|dc.description.abstract||Events are a part of every culture and community (Allen, et al., 2002; Getz, 1997; Getz, 2007; Rogers, 2003). They may differ in their purpose (celebration, education, marketing), but at the core they are a gathering of people (Goldblatt & Nelson, 2001). Economically, the event industry is an important sector of the tourism industries; in the USA it is estimated at $652 billion USD in revenues and to have created more than 1.7 million jobs in 2005 (Rutherford Silvers, 2008). Inherent within this industry are risks of varying types (financial, physical, legal, etc) that are the responsibility of the event planner to assess and manage. There are numerous proposed risk assessment and management strategies (GWU Tourism, 2007; MacLaurin & Wykes, 2003; Rutherford Silvers, 2008; Ryerson, 2008; Tarlow, 2002a), which are based on models presented in the general risk literature (Althaus, 2005; Johnson, 1993; Law, 2006; Sjoberg, 2000b; Slovic, 2000; Slovic, et al., 2004). However, there are no empirical data to support these proposed models, nor any research that has studied event planner perceptions of potential sources of risk. This study is an exploration of the socio-demographic influences of event planners on risk perception and how these support the current risk assessment and risk management strategies.

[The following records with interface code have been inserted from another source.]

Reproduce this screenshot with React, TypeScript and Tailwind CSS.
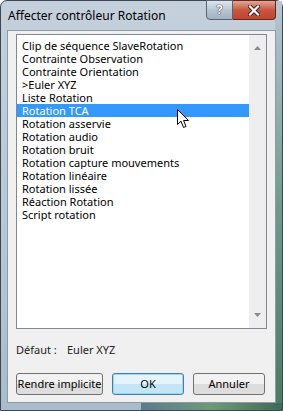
import { useState } from 'react'

const items = [
  'Clip de séquence SlaveRotation',
  'Contrainte Observation',
  'Contrainte Orientation',
  '>Euler XYZ',
  'Liste Rotation',
  'Rotation TCA',
  'Rotation asservie',
  'Rotation audio',
  'Rotation bruit',
  'Rotation capture mouvements',
  'Rotation linéaire',
  'Rotation lissée',
  'Réaction Rotation',
  'Script rotation',
]

const font = { fontFamily: '"Noto Sans", Arial, sans-serif' }

function Cursor() {
  return (
    <svg width="13" height="20" viewBox="0 0 13 20" className="absolute left-[176px] top-[108px]">
      <path d="M0.5 0.5 L0.5 15.5 L4 12.2 L6.5 18.5 L9 17.4 L6.6 11.5 L11.5 11.5 Z" fill="#fff" stroke="#000" strokeWidth="1" strokeLinejoin="round" />
    </svg>
  )
}

export default function App() {
  const [selected, setSelected] = useState(5)

  return (
    <div className="w-[283px] h-[411px] text-[11px] text-black" style={font}>
      {/* cadre de la fenêtre */}
      <div className="relative flex h-full flex-col rounded-t-[7px] border border-[#3c4654] bg-gradient-to-b from-[#c4d0dc] via-[#b9c8d6] to-[#a9bccb]">
        <div className="pointer-events-none absolute inset-y-0 right-0 w-[7px] bg-gradient-to-b from-[#b7c6d2] via-[#6f9a8a] to-[#4a7a62]" />
        <div className="pointer-events-none absolute bottom-0 left-[140px] right-0 h-[7px] bg-gradient-to-r from-[#5d7a8a] via-[#6f9a78] to-[#3e6a54]" />

        {/* barre de titre */}
        <div className="relative flex h-[29px] shrink-0 items-start">
          <span className="ml-[7px] mt-[7px] text-[12px] leading-[16px] text-black">Affecter contrôleur Rotation</span>
          <div className="absolute right-[6px] top-[-1px] flex">
            <div className="flex h-[20px] w-[27px] items-center justify-center rounded-bl-[4px] border border-[#5a6470] bg-gradient-to-b from-[#dfe6ee] via-[#b8c6d4] to-[#9fb0c2] text-[13px] font-bold text-white [text-shadow:0_0_1px_#222,0_0_1px_#222]">
              ?
            </div>
            <div className="flex h-[20px] w-[43px] items-center justify-center rounded-br-[4px] border border-l-0 border-[#5a2a20] bg-gradient-to-b from-[#e3a497] via-[#c9553f] to-[#c1452f]">
              <svg width="12" height="11" viewBox="0 0 12 11">
                <path d="M2 1.5 L10 9.5 M10 1.5 L2 9.5" stroke="#3a1a14" strokeWidth="4" strokeLinecap="square" />
                <path d="M2 1.5 L10 9.5 M10 1.5 L2 9.5" stroke="#fff" strokeWidth="2.2" strokeLinecap="square" />
              </svg>
            </div>
          </div>
        </div>

        {/* zone cliente */}
        <div className="relative mx-[6px] mb-[7px] flex flex-1 flex-col border border-[#8e9aa6] bg-[#f0f0f0] px-[8px] pt-[3px]">
          {/* liste */}
          <div className="flex h-[295px] border border-[#828790] bg-white">
            <div className="flex-1 pt-[4px]">
              {items.map((item, i) => (
                <div
                  key={item}
                  onClick={() => setSelected(i)}
                  className={`h-[13px] overflow-hidden pl-[5px] leading-[13px] whitespace-nowrap ${
                    i === selected ? 'bg-[#3399ff] text-white' : 'text-black'
                  }`}
                >
                  {item}
                </div>
              ))}
            </div>
            <div className="flex w-[17px] flex-col items-center justify-between bg-[#eeeeee] py-[11px]">
              <svg width="7" height="4" viewBox="0 0 7 4"><path d="M0 4 L3.5 0 L7 4 Z" fill="#8a8a8a" /></svg>
              <svg width="7" height="4" viewBox="0 0 7 4"><path d="M0 0 L3.5 4 L7 0 Z" fill="#8a8a8a" /></svg>
            </div>
          </div>

          {/* défaut */}
          <div className="mt-[13px] flex leading-[15px] text-[#222]">
            <span className="w-[51px]">Défaut :</span>
            <span>Euler XYZ</span>
          </div>

          {/* boutons */}
          <div className="mt-[16px] flex gap-[9px]">
            <button className="h-[22px] w-[87px] whitespace-nowrap rounded-[3px] border border-[#707070] bg-gradient-to-b from-[#f2f2f2] from-50% to-[#dddddd] to-50% text-[11px] text-black">
              Rendre implicite
            </button>
            <button className="h-[22px] w-[72px] rounded-[3px] border border-[#3c7fb1] bg-gradient-to-b from-[#e5f4fc] from-50% to-[#c4e5f6] to-50% text-[11px] text-black shadow-[inset_0_0_0_1px_#9ed7f5]">
              OK
            </button>
            <button className="h-[22px] w-[72px] rounded-[3px] border border-[#707070] bg-gradient-to-b from-[#f2f2f2] from-50% to-[#dddddd] to-50% text-[11px] text-black">
              Annuler
            </button>
          </div>
        </div>

        <Cursor />
      </div>
    </div>
  )
}
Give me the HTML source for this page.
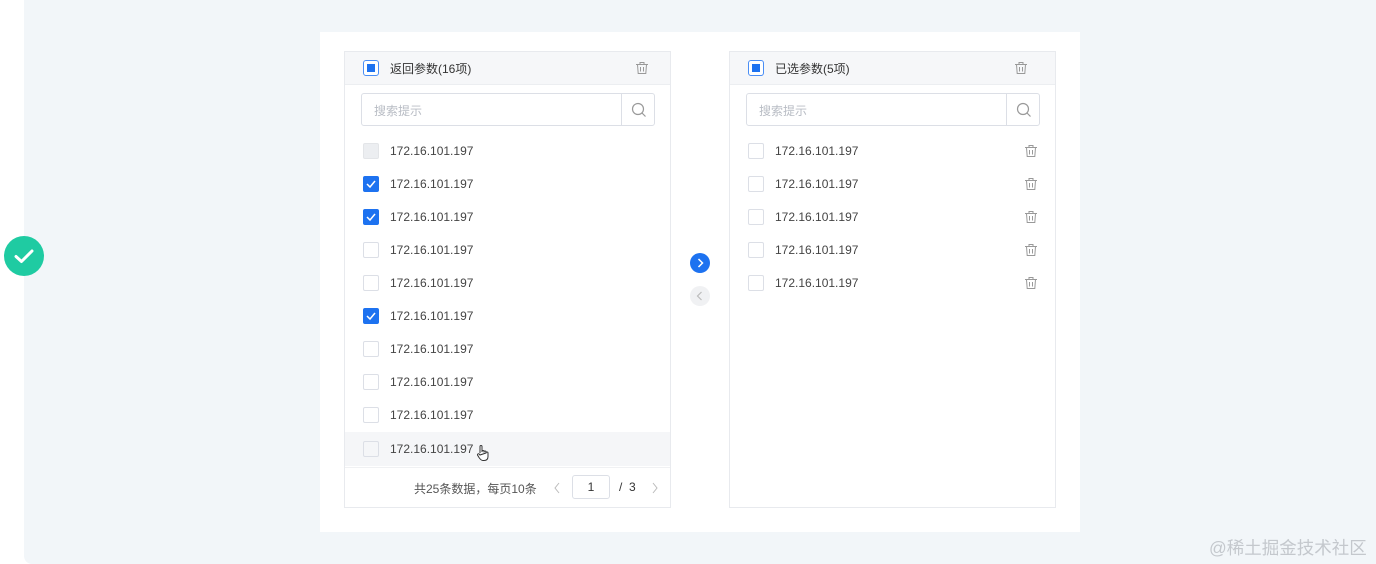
<!DOCTYPE html>
<html><head><meta charset="utf-8"><style>
*{box-sizing:border-box;margin:0;padding:0}
body{width:1376px;height:564px;background:#fff;position:relative;overflow:hidden;font-family:"Liberation Sans","Noto Sans CJK SC",sans-serif;color:#333;font-size:12px}
.bg{position:absolute;left:24px;top:0;width:1352px;height:564px;background:#f2f6f9;border-radius:0 0 0 8px}
.card{position:absolute;left:320px;top:32px;width:760px;height:500px;background:#fff}
.panel{position:absolute;top:51px;width:327px;height:457px;border:1px solid #e8eaee;background:#fff}
.hd{height:33px;background:#f6f7f9;border-bottom:1px solid #eceef1;position:relative}
.hd .t{position:absolute;left:45px;top:8px;font-size:12px;color:#333}
.cb{position:absolute;width:16px;height:16px;border:1px solid #dcdfe6;border-radius:2px;background:#fff}
.cb.on{background:#1d72f0;border-color:#1d72f0}
.cb.dis{background:#eceef1;border-color:#e3e5e8}
.cb.ind{border-color:#4a8ef5;border-radius:3px}
.cb.ind:after{content:"";position:absolute;left:3px;top:3px;width:8px;height:8px;background:#1d72f0}
.search{position:absolute;left:16px;top:41px;width:294px;height:33px;border:1px solid #dcdfe6;border-radius:3px}
.search span{position:absolute;left:12px;top:8px;color:#b8bcc4;font-size:12px}
.search .ic{position:absolute;right:0;top:0;width:33px;height:31px;border-left:1px solid #dcdfe6}
.row{position:absolute;left:0;width:325px;height:33px}
.row .cb{left:18px;top:8px}
.row .tx{position:absolute;left:45px;top:9px;font-size:12px;color:#444}
.trash{position:absolute}
</style></head><body>
<div class="bg"></div>
<svg style="position:absolute;left:4px;top:236px" width="40" height="40"><circle cx="20" cy="20" r="20" fill="#1fcba2"/><path d="M12 20.5l5.5 5 10.5-10.5" stroke="#fff" stroke-width="3" fill="none" stroke-linecap="round" stroke-linejoin="round"/></svg>
<div class="card"></div>

<div class="panel" style="left:344px">
 <div class="hd"><div class="cb ind" style="left:18px;top:8px"></div><div class="t">返回参数(16项)</div>
 <svg class="trash" style="left:290px;top:9px" width="14" height="14" viewBox="0 0 14 14" fill="none" stroke="#999" stroke-width="1"><path d="M1 3.5h12M5 3.5V1.5h4v2M2.5 3.5l.7 9h7.6l.7-9M5.5 6v4.5M8.5 6v4.5"/></svg></div>
 <div class="search"><span>搜索提示</span><div class="ic"><svg style="position:absolute;left:9px;top:8px" width="16" height="16" fill="none" stroke="#999" stroke-width="1.2"><circle cx="7" cy="7" r="5.5"/><path d="M11 11l3.5 3.5"/></svg></div></div>
 <div class="row" style="top:83px"><div class="cb dis"></div><div class="tx">172.16.101.197</div></div>
 <div class="row" style="top:116px"><div class="cb on"><svg width="14" height="14"><path d="M3 7l3 3 5-6" stroke="#fff" stroke-width="1.5" fill="none"/></svg></div><div class="tx">172.16.101.197</div></div>
 <div class="row" style="top:149px"><div class="cb on"><svg width="14" height="14"><path d="M3 7l3 3 5-6" stroke="#fff" stroke-width="1.5" fill="none"/></svg></div><div class="tx">172.16.101.197</div></div>
 <div class="row" style="top:182px"><div class="cb"></div><div class="tx">172.16.101.197</div></div>
 <div class="row" style="top:215px"><div class="cb"></div><div class="tx">172.16.101.197</div></div>
 <div class="row" style="top:248px"><div class="cb on"><svg width="14" height="14"><path d="M3 7l3 3 5-6" stroke="#fff" stroke-width="1.5" fill="none"/></svg></div><div class="tx">172.16.101.197</div></div>
 <div class="row" style="top:281px"><div class="cb"></div><div class="tx">172.16.101.197</div></div>
 <div class="row" style="top:314px"><div class="cb"></div><div class="tx">172.16.101.197</div></div>
 <div class="row" style="top:347px"><div class="cb"></div><div class="tx">172.16.101.197</div></div>
 <div class="row" style="top:380px;height:34px;background:#f5f6f8"><div class="cb" style="background:#f5f6f8;top:9px"></div><div class="tx" style="top:10px">172.16.101.197</div>
 <svg style="position:absolute;left:131px;top:12px" width="14" height="18" fill="#fff" stroke="#333" stroke-width="1"><path d="M4 9V2.5a1 1 0 0 1 2 0V8M6 7.5a1 1 0 0 1 2 0V8.5M8 8a1 1 0 0 1 2 0v1M10 9a1 1 0 0 1 2 0v3.5c0 2.5-1.5 4-4 4H7c-2 0-3-1.5-4-3L1.5 11a1 1 0 0 1 1.8-.8L4 11z"/></svg></div>
 <div style="position:absolute;left:0;top:415px;width:325px;border-top:1px solid #f0f1f3"></div>
 <div style="position:absolute;left:69px;top:428px;color:#555">共25条数据，每页10条</div>
 <svg style="position:absolute;left:207px;top:429px" width="10" height="14" fill="none" stroke="#bbb"><path d="M7 2L3 7l4 5"/></svg>
 <div style="position:absolute;left:227px;top:423px;width:38px;height:24px;border:1px solid #dcdfe6;border-radius:3px;text-align:center;line-height:22px;color:#333">1</div>
 <div style="position:absolute;left:274px;top:428px;color:#333">/&nbsp;&nbsp;3</div>
 <svg style="position:absolute;left:305px;top:429px" width="10" height="14" fill="none" stroke="#bbb"><path d="M3 2l4 5-4 5"/></svg>
</div>

<svg style="position:absolute;left:690px;top:253px" width="20" height="20"><circle cx="10" cy="10" r="10" fill="#1d72f0"/><path d="M8.5 6l4 4-4 4" stroke="#fff" stroke-width="1.5" fill="none"/></svg>
<svg style="position:absolute;left:690px;top:286px" width="20" height="20"><circle cx="10" cy="10" r="10" fill="#f0f1f3"/><path d="M11.5 6l-4 4 4 4" stroke="#bbb" stroke-width="1.2" fill="none"/></svg>

<div class="panel" style="left:729px">
 <div class="hd"><div class="cb ind" style="left:18px;top:8px"></div><div class="t">已选参数(5项)</div>
 <svg class="trash" style="left:284px;top:9px" width="14" height="14" viewBox="0 0 14 14" fill="none" stroke="#999" stroke-width="1"><path d="M1 3.5h12M5 3.5V1.5h4v2M2.5 3.5l.7 9h7.6l.7-9M5.5 6v4.5M8.5 6v4.5"/></svg></div>
 <div class="search"><span>搜索提示</span><div class="ic"><svg style="position:absolute;left:9px;top:8px" width="16" height="16" fill="none" stroke="#999" stroke-width="1.2"><circle cx="7" cy="7" r="5.5"/><path d="M11 11l3.5 3.5"/></svg></div></div>
 <div class="row" style="top:83px"><div class="cb"></div><div class="tx">172.16.101.197</div><svg class="trash" style="left:294px;top:9px" width="14" height="14" viewBox="0 0 14 14" fill="none" stroke="#999"><path d="M1 3.5h12M5 3.5V1.5h4v2M2.5 3.5l.7 9h7.6l.7-9M5.5 6v4.5M8.5 6v4.5"/></svg></div>
 <div class="row" style="top:116px"><div class="cb"></div><div class="tx">172.16.101.197</div><svg class="trash" style="left:294px;top:9px" width="14" height="14" viewBox="0 0 14 14" fill="none" stroke="#999"><path d="M1 3.5h12M5 3.5V1.5h4v2M2.5 3.5l.7 9h7.6l.7-9M5.5 6v4.5M8.5 6v4.5"/></svg></div>
 <div class="row" style="top:149px"><div class="cb"></div><div class="tx">172.16.101.197</div><svg class="trash" style="left:294px;top:9px" width="14" height="14" viewBox="0 0 14 14" fill="none" stroke="#999"><path d="M1 3.5h12M5 3.5V1.5h4v2M2.5 3.5l.7 9h7.6l.7-9M5.5 6v4.5M8.5 6v4.5"/></svg></div>
 <div class="row" style="top:182px"><div class="cb"></div><div class="tx">172.16.101.197</div><svg class="trash" style="left:294px;top:9px" width="14" height="14" viewBox="0 0 14 14" fill="none" stroke="#999"><path d="M1 3.5h12M5 3.5V1.5h4v2M2.5 3.5l.7 9h7.6l.7-9M5.5 6v4.5M8.5 6v4.5"/></svg></div>
 <div class="row" style="top:215px"><div class="cb"></div><div class="tx">172.16.101.197</div><svg class="trash" style="left:294px;top:9px" width="14" height="14" viewBox="0 0 14 14" fill="none" stroke="#999"><path d="M1 3.5h12M5 3.5V1.5h4v2M2.5 3.5l.7 9h7.6l.7-9M5.5 6v4.5M8.5 6v4.5"/></svg></div>
</div>

<div style="position:absolute;left:1209px;top:535px;font-size:17.5px;color:#c4c8cd;white-space:nowrap">@稀土掘金技术社区</div>
</body></html>
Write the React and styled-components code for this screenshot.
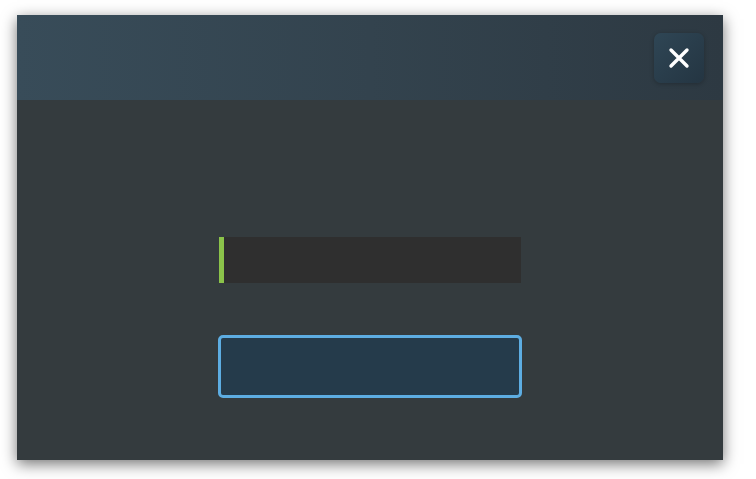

A model was developed that outlined the manner in which experience, education, gender and country of residence influenced the risk concepts of “dread” and “familiarity”. These concepts then lead to risk perception that, in turn, influenced risk assessment and risk management. In order to test this model, a mixed-methods, two-stage approach was used (Creswell, 2003; Veal, 2006). In-depth interviews were used to develop a definition of risk specific to the event industry, followed by an on-line survey to measure perceptions of various risk elements and gather socio-demographic information. There was evidence to support education, experience, gender and country of residence as influencing perceptions of “dread” and “familiarity” that, in turn, directly correlated with levels of risk perception.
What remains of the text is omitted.